[not-for-merge] Replacing the statistic pooling layer with self-attention layer in sr… #2223

tomkocse · 2018-02-15T15:59:23Z

…e16 sv task

vimalmanohar · 2018-02-19T21:19:09Z

egs/wsj/s5/steps/libs/nnet3/xconfig/self_layer.py

+
+class XconfigSelfLayer(XconfigLayerBase):
+    """This class is for parsing lines like
+    self-layer name=attention config=mean+stddev(-99:3:9:99) input=tdnn1


Better to use a different name like weighted-stats-layer instead of a generic one like self-layer.

vimalmanohar · 2018-02-19T21:20:30Z

egs/wsj/s5/steps/libs/nnet3/xconfig/self_layer.py

+                       'dim': -1,
+                       'config': '',
+                       'affine-dim': 300,
+                       'num-heads': 0}


Can num-heads be 0? Is it checked anywhere that it should not be zero?

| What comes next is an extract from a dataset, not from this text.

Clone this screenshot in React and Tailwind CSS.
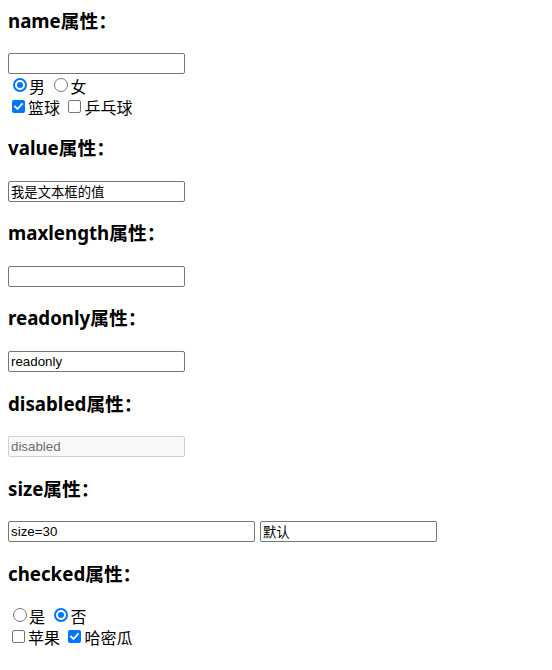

vimalmanohar · 2018-02-19T21:27:18Z

src/nnet3/nnet-general-component.h

+ # then transpose the weights back to column vector.
+
+ configs and their defaults:  input-dim=-1, input-period=1, left-context=-1, right-context=-1,
+    num-heads=1, num-log-count-features=0, output-stddevs=true


num-heads=0 seems to be the default.

vimalmanohar · 2018-02-19T21:27:49Z

egs/wsj/s5/steps/libs/nnet3/xconfig/self_layer.py

+        # The second affine node.
+        affine_options = 'param-stddev=0.04472135955 bias-stddev=1.0 bias-mean=0.0 max-change=0.75 l2-regularize=0.0'
+        configs.append(
+            'component name={0}.second_affine type=NaturalGradientAffineComponent'


Is this needed if num-heads=0?

vimalmanohar · 2018-02-19T21:31:02Z

egs/sre16/v1/local/nnet3/xvector/run_xvector.sh

@@ -1 +0,0 @@
-tuning/run_xvector_1a.sh


Is dropout used?

vimalmanohar · 2018-02-19T21:31:35Z

egs/wsj/s5/steps/libs/nnet3/xconfig/self_layer.py

+             ''.format(self.name))
+
+        # The second affine node.
+        affine_options = 'param-stddev=0.04472135955 bias-stddev=1.0 bias-mean=0.0 max-change=0.75 l2-regularize=0.0'


Explain what the stddev value is..

vimalmanohar · 2018-02-19T21:32:43Z

egs/sre16/v1/local/nnet3/xvector/run_xvector.sh

@@ -1 +0,0 @@
-tuning/run_xvector_1a.sh


sd -> stddev

danpovey · 2018-02-20T01:09:46Z

egs/wsj/s5/steps/libs/nnet3/xconfig/self_layer.py

+                name=self.name, lc=self._left_context, rc=self._right_context,
+                dim=input_dim, input_period=self._input_period,
+                output_period=self._stats_period,
+                var='true' if self._output_stddev else 'false'))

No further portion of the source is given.